HMRC and Unexplained Wealth Orders

Posted on 12 April 2018

HMRC and Unexplained Wealth Orders

Introduction

On 31 January 2018, the same legislation that brought into force the two new corporate offences of failing to prevent the facilitation of tax evasion in September 2017, also introduced new powers that require individuals to explain the source of assets.

The new powers, called Unexplained Wealth Orders ("UWOs"), allow certain government agencies, including HMRC, the ability to confiscate assets in circumstances where individuals cannot explain the source of their wealth, or refuse to do so.

Although it has been cited that the intended use of UWOs is to enable enforcement agencies to seize the assets of those associated with organised crime, the threshold amount for making such an application is very low. It is important that individuals and their advisers understand the potentials risks that this new power may hold.

Politically exposed persons ("PEPs") or those closely associated with PEPs will be a target for the use of these new orders.

How is a UWO obtained?

A UWO must be applied for at the High Court and the relevant authority must satisfy the court that there is reasonable cause to believe that the individual holds assets of more than £50,000.

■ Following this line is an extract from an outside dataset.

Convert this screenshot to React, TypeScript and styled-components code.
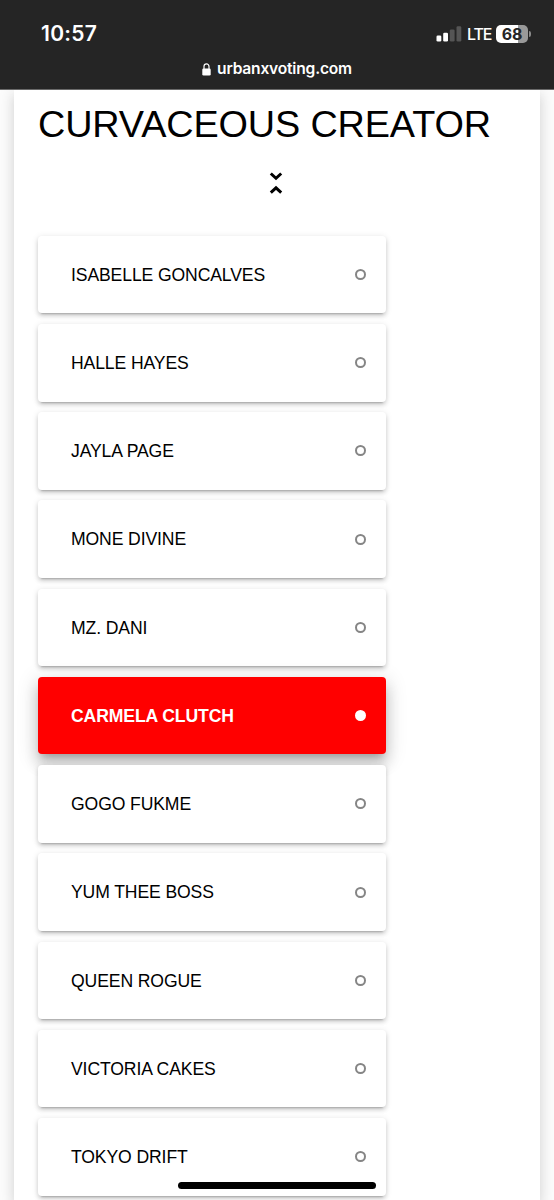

The judge must then also be satisfied either that:

  1. There are reasonable grounds to suspect that the individual, or a person connected with them, has been involved in a serious crime – such as tax evasion. UWOs do not require any criminal conviction, meaning that an HMRC officer may apply for such an order based only on their suspicions as to the taxpayer's position; or
  2. That the individual is a non-EEA PEP (or associated with a PEP) and there are grounds to suspect that the individual's known income would not explain the ownership of the property.

This means that the authorities may make such order against a PEP even where there is no suspicion that they are involved in any criminal activity.

What does a UWO do?

If no response is provided to the UWO or the response is unsatisfactory, there is an automatic presumption that the asset constitutes recovery property for the purposes of a civil order under the Proceeds of Crime Act 2002.

The authorities will be able to apply for an interim freezing order, to prevent the asset from being sold or transferred, meaning that the asset cannot be disposed of before a response is provided.

An extension of the existing powers

From 16 April 2018 these new powers are set to increase.

HMRC and other relevant officers will then be able to:

  1. Search, seize and detain 'cash' which is broadly defined within the legislation to include gaming vouchers, casino tokens and betting receipts.
  2. Seize specific items of valuable property, such as precious metals and stones, watches and artistic works.

Further, HMRC will also be given the power to forfeit cash, including monies held in bank and building society accounts without the need for a court order.

Conclusion

With government agencies already securing the first two UWOs against PEPs and the introduction of increased powers this month, there are concerns that UWOs may be used by HMRC as a tool to support general tax enquiries and investigations.

Where mere suspicion is enough for an HMRC officer to consider deploying these powers, it is essential that those with complex income and asset positions seek advice as soon as possible.